As heady profits dry up, milk now tastes bitter in Bihar

Rather than open milk parlours, as suggested by Nitish Kumar, former liquor dealers have turned restaurateurs

August 22, 2016 01:16 am | Updated December 04, 2021 10:46 pm IST - Patna:



Milk may build strong bones and teeth, but it doesn’t feed profits as fast as liquor does.

So > post-prohibition, a large number of liquor shops in Bihar have turned not to the white revolution, but to ice-cream, snacks and other hot favourites.

In April, Chief Minister Nitish Kumar had declared that those running liquor shops could turn them into milk parlours under Bihar State Milk Co-operative Federation Ltd. (COMFED), which sells ‘Sudha’ brand products.

Four months later, though, there are few takers. The hangover of liquor profits is strong, and they are hoping for something “positive” to happen on prohibition any day now.

Across the State, there were about 6,000 outlets selling liquor, with Patna accounting for 70. Bhupesh Kishore Sharma, who ran Rim-Jhim Wine Shop at Kankarbagh Colony Mor for over 20 years, laments the loss. Now his shop is ‘Rim-Jhim Snax and Ice-cream Parlour’.

“The CM’s offer to open Sudha milk parlours was like asking someone earning over a lakh of rupees a month to now accept a salary of Rs. 2,000,” says Mr. Sharma.

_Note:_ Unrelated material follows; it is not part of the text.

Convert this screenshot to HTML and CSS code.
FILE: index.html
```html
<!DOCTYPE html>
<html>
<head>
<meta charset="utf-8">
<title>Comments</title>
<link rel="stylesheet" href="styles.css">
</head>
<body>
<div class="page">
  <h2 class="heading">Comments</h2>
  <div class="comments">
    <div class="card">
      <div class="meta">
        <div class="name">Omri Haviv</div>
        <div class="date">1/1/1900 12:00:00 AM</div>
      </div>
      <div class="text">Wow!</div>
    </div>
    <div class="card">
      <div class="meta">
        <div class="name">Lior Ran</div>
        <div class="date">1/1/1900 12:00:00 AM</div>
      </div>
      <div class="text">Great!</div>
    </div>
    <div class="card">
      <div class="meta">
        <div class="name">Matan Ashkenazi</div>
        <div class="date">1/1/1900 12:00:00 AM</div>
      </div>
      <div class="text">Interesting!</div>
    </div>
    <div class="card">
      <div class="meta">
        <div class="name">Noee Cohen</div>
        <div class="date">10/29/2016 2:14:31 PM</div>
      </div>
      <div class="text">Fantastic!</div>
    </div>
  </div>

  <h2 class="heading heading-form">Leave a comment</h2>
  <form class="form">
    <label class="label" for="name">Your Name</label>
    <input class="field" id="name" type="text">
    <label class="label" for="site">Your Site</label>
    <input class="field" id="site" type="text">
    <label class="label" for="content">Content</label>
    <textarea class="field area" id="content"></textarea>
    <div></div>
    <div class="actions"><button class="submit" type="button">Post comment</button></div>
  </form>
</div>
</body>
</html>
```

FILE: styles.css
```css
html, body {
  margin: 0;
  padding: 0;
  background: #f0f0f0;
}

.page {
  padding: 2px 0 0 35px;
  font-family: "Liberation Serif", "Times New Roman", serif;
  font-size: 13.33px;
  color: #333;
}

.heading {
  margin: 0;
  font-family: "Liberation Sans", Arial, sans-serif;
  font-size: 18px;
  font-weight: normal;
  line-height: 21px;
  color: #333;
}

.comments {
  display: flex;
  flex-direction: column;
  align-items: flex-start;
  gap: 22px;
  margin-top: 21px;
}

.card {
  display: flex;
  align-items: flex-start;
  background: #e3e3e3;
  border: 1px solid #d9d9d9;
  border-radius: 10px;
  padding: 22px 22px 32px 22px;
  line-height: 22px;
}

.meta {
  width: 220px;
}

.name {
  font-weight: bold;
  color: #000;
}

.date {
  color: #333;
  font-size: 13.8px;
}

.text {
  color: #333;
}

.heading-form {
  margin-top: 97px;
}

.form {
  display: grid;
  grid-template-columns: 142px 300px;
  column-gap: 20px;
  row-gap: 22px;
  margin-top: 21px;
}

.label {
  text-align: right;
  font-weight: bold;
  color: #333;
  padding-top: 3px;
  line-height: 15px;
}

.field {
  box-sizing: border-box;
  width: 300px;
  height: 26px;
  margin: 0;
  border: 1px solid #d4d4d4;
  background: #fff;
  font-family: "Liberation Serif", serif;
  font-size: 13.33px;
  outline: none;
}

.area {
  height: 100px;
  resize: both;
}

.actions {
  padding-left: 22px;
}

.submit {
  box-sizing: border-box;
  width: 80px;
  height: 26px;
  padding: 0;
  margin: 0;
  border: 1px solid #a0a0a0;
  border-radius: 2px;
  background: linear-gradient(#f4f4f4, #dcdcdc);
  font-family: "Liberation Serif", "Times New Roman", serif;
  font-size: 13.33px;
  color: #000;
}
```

At the busy R-Block, outside a prominent hotel, two popular watering holes have now turned into ice-cream, food and soft drink outlets. Dhananjay Kumar Singh, the proprietor of ‘Kishore cold drinks’ rues the change: business is not the same.

Meagre margins But why didn’t he take the milk parlour offer? “Have you seen any liquor shop transformed like that in Patna? What’s the margin? Just a rupee on each packet of milk,” he counters.

Sujit Kumar, who ran an old liquor shop at crowded Mitahpur bus stand, has turned it into “Atithi Restaurant and Guest house”.

The Managing Director of COMFED, Sudhir Kumar Singh, dismisses the criticism. He counts 16 liquor outlets that successfully switched to milk parlours in Patna and Vaishali districts.

“We welcome them and will provide all support and facilities,” he asserts.

He cites Sunil Kumar Rai’s enterprise on Arya Kumar Road in Patna as “doing very good milk business”. But a visit showed Mr. Rai has given the milk parlour on rent to someone else, and his tenant was not too happy. Unsurprisingly, many have moved up the value chain to ice-cream and more.

The lure of liquor profits remains strong, and many are pinning their hopes on the Patna High Court, where a judgment on prohibition is due.